**Your instructions:** Gather up every line that includes the string "this".

>>>

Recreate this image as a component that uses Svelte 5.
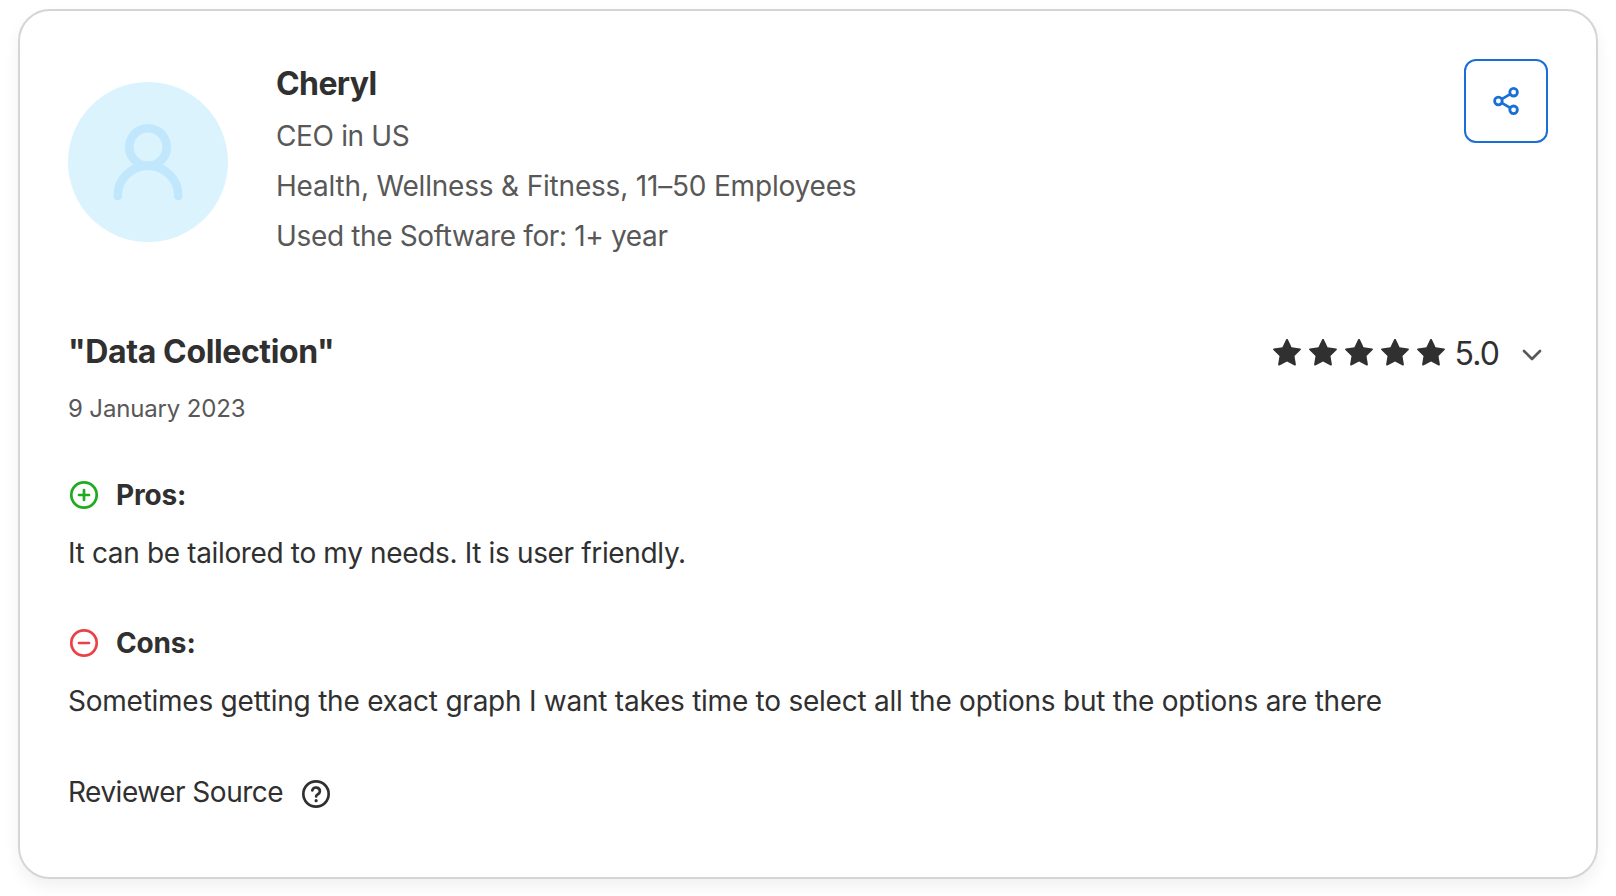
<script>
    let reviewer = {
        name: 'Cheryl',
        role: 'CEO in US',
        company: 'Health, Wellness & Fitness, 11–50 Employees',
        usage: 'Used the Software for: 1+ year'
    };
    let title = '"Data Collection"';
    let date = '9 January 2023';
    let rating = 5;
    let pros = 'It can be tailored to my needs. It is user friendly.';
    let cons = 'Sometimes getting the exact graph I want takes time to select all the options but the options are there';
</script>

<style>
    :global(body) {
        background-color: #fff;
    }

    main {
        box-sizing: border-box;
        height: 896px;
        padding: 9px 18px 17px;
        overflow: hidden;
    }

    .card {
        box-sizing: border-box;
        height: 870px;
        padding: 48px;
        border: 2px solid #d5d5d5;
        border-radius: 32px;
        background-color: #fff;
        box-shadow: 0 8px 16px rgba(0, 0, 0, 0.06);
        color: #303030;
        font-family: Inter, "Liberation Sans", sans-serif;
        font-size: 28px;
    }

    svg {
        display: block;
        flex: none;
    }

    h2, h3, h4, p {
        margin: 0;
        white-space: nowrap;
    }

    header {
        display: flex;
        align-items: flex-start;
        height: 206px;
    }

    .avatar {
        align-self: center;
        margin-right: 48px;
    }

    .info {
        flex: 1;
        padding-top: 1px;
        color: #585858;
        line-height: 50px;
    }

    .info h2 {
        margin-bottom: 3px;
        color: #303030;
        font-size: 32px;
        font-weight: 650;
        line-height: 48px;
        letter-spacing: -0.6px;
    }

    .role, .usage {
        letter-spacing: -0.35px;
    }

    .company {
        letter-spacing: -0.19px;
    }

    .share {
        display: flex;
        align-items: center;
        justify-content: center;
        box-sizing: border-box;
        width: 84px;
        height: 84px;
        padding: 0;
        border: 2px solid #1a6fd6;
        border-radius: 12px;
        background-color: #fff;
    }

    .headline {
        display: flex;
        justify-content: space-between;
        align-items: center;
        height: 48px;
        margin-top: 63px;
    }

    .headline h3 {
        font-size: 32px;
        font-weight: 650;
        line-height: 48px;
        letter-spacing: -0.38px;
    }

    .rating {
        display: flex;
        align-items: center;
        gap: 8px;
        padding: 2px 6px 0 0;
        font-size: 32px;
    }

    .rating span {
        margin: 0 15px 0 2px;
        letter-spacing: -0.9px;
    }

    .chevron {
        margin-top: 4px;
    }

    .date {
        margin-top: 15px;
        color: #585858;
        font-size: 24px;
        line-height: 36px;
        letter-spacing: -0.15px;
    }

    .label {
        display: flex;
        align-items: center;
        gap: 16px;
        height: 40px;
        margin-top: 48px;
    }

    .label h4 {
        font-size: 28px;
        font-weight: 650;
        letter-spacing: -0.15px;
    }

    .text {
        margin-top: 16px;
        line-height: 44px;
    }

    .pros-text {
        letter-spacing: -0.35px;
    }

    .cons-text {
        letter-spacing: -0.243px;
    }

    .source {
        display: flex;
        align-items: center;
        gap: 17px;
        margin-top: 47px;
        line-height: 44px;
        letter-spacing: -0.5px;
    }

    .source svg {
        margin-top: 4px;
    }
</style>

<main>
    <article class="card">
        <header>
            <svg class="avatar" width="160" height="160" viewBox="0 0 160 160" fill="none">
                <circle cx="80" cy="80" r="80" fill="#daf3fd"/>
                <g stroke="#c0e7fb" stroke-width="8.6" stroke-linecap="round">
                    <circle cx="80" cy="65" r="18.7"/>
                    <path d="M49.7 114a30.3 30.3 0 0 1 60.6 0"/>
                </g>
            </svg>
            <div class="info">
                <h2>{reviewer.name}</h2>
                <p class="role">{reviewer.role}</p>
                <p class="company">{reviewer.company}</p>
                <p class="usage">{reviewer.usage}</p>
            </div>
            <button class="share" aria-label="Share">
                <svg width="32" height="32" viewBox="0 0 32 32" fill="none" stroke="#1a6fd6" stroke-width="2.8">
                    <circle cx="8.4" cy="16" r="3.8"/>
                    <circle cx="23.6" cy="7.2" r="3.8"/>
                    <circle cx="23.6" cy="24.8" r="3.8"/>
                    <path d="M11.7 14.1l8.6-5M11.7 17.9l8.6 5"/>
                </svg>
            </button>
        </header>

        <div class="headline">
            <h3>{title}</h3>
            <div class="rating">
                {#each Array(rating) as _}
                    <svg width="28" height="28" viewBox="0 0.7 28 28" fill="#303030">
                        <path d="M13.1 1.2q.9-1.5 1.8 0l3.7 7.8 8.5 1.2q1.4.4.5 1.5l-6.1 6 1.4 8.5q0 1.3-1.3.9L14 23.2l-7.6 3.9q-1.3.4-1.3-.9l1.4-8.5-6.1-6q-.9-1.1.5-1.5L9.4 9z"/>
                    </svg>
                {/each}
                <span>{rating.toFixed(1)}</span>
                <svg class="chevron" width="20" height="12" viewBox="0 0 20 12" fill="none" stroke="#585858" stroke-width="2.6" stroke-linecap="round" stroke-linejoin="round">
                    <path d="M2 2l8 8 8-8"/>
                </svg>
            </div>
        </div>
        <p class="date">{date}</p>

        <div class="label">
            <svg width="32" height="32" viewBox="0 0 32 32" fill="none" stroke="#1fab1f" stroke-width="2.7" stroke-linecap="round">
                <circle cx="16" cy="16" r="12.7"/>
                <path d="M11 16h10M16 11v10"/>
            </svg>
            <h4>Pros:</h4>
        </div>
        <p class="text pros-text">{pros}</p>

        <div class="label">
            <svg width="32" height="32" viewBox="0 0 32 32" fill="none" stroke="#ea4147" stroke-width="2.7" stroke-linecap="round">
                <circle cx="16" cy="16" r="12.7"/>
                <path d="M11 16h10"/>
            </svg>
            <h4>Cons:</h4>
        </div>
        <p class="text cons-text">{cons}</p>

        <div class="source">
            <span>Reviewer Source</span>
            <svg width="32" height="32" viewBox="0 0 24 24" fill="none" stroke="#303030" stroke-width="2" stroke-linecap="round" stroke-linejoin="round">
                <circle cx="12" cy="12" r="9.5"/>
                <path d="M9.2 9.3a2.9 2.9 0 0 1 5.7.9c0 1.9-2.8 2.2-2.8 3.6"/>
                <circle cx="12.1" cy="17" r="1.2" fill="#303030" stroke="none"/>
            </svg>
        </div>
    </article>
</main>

<<<
>>>

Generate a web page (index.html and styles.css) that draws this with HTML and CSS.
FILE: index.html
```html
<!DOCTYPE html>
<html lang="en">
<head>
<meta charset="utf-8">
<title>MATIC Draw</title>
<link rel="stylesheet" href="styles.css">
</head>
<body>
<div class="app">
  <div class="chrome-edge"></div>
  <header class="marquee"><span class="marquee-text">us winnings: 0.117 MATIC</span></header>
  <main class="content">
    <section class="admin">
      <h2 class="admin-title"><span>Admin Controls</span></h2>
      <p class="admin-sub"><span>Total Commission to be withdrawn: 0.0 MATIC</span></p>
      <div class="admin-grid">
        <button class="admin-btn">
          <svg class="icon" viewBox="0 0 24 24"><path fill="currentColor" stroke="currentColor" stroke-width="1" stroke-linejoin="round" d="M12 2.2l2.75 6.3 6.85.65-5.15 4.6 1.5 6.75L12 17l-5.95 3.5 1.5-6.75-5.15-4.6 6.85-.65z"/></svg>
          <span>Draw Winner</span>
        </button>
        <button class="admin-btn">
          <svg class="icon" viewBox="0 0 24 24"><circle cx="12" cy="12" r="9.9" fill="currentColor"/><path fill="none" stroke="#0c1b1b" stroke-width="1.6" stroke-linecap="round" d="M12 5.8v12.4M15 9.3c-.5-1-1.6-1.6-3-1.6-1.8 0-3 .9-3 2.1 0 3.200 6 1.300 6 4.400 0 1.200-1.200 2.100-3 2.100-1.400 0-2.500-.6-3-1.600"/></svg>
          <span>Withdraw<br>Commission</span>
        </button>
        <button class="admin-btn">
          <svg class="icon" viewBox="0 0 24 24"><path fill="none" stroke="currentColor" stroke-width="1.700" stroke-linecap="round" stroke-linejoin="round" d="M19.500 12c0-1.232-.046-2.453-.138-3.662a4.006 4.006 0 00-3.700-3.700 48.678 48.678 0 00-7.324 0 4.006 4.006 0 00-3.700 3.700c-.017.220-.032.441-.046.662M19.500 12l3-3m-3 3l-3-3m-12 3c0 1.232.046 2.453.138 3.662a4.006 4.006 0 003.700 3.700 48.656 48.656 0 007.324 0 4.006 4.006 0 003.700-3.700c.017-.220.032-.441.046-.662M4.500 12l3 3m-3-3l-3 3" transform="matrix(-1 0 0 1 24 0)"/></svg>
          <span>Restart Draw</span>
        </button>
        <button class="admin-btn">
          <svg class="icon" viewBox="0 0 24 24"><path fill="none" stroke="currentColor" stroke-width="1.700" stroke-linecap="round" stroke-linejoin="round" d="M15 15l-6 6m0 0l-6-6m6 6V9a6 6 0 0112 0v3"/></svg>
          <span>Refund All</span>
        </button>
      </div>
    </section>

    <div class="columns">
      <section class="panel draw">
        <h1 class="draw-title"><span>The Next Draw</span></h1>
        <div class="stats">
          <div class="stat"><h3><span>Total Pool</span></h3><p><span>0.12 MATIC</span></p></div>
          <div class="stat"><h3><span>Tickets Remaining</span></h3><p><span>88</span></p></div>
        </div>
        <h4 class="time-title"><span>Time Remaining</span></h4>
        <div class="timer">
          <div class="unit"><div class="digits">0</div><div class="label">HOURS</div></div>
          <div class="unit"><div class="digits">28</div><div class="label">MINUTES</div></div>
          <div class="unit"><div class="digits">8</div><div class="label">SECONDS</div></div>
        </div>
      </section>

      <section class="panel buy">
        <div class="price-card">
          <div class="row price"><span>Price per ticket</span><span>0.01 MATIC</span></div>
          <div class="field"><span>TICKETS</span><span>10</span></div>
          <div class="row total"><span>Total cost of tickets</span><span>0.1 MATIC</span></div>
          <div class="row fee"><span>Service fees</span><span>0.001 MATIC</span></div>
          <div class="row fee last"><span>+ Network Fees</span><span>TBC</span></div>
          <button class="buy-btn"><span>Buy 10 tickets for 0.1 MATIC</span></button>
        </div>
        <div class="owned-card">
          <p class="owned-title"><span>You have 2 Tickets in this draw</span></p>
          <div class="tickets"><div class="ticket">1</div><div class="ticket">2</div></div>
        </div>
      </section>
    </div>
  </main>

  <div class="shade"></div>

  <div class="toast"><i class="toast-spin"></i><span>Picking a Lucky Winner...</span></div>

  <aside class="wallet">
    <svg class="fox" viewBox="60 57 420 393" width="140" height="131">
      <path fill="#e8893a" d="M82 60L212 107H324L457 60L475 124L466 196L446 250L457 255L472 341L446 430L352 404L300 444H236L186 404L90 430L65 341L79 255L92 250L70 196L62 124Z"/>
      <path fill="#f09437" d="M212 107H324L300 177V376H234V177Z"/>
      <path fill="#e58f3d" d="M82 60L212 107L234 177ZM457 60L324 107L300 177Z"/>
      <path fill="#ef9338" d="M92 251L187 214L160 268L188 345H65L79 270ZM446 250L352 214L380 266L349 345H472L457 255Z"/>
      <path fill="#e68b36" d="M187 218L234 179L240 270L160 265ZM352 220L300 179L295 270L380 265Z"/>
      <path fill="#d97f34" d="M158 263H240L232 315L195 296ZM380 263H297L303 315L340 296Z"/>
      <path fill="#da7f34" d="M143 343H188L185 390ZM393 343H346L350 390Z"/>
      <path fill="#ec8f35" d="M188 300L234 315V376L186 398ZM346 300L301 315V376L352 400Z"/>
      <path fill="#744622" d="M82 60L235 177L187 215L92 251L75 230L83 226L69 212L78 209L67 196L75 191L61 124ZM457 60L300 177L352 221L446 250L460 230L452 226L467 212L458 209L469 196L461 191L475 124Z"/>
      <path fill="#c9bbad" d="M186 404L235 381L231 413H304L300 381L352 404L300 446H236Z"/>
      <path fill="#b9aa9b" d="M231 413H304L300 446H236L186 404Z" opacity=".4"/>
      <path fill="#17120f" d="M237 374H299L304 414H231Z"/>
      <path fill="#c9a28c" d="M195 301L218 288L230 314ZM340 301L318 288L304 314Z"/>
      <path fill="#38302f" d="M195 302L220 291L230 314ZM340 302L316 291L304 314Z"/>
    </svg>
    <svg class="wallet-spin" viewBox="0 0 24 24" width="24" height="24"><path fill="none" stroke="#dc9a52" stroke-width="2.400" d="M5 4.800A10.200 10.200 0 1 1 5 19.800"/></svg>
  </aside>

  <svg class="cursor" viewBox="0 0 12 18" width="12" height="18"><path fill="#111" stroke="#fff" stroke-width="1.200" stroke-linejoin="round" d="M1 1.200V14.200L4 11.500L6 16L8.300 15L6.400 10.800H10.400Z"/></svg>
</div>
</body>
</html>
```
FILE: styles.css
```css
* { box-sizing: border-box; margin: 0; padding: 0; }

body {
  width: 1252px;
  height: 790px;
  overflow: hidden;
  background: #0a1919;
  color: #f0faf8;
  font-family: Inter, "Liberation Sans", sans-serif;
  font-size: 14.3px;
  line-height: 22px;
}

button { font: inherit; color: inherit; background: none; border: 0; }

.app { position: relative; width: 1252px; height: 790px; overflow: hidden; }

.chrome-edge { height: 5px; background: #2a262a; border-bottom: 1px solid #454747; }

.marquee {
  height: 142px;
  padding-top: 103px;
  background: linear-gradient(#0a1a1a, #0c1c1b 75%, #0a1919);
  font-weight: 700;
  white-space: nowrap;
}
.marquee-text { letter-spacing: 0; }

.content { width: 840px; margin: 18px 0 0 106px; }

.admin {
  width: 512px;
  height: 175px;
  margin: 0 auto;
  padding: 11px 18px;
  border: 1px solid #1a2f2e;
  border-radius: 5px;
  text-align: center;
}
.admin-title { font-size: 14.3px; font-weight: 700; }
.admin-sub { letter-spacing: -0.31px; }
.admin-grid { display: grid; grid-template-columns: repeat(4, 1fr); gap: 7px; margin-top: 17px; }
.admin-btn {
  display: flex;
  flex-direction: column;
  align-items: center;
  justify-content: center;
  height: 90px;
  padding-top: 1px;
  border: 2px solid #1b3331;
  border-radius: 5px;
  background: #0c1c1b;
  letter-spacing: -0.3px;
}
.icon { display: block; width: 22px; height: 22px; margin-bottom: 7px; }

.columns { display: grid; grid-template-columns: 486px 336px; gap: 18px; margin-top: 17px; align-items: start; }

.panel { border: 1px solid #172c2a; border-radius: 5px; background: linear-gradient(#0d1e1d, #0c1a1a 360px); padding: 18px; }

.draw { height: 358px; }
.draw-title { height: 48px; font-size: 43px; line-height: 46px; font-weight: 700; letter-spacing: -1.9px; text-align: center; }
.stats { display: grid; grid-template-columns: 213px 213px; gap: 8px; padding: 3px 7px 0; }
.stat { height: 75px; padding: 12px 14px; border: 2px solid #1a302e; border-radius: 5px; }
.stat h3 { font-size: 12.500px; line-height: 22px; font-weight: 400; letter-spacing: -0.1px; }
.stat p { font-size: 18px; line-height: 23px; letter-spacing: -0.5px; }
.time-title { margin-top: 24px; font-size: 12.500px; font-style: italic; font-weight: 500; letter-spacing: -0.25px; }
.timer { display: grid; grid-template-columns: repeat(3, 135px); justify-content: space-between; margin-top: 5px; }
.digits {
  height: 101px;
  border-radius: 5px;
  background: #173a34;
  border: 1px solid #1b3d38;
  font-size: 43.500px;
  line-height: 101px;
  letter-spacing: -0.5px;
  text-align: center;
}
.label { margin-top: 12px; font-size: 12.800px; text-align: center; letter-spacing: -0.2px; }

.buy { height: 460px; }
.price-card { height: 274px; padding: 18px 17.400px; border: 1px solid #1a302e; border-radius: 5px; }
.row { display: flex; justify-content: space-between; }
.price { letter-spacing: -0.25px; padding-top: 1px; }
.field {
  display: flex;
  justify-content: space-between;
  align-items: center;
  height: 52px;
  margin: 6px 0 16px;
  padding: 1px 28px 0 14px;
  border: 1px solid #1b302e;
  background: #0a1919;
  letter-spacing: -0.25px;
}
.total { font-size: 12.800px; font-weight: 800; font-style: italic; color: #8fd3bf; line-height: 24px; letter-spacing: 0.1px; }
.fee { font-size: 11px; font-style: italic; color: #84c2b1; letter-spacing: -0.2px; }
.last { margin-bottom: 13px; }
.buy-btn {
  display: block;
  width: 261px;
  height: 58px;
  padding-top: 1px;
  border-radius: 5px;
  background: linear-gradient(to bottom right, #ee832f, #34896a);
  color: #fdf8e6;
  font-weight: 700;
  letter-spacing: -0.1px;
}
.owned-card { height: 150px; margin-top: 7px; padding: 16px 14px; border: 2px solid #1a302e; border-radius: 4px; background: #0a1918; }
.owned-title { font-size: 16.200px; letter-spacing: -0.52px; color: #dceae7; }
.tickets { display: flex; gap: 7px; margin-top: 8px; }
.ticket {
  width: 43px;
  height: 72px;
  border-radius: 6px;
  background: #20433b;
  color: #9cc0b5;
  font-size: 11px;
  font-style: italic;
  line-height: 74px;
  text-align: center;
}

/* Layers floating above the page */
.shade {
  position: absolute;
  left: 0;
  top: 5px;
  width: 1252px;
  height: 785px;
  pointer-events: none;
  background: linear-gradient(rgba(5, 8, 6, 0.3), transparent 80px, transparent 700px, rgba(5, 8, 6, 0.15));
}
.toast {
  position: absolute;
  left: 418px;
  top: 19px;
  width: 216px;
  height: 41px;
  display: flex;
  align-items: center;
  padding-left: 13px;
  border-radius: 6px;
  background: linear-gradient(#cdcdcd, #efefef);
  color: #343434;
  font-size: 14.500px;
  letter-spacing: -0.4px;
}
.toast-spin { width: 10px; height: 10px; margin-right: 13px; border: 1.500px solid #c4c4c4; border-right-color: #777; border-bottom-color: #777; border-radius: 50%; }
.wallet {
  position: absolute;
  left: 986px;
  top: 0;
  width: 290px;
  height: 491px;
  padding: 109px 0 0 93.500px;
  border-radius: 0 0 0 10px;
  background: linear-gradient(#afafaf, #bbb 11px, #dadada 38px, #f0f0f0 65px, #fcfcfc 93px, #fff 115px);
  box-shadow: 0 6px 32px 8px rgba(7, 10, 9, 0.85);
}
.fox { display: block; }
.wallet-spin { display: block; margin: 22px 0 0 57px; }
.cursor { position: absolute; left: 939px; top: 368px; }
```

<<<

**Worked solution:**
Recreate this image as a component that uses Svelte 5.
Generate a web page (index.html and styles.css) that draws this with HTML and CSS.
          <p class="owned-title"><span>You have 2 Tickets in this draw</span></p>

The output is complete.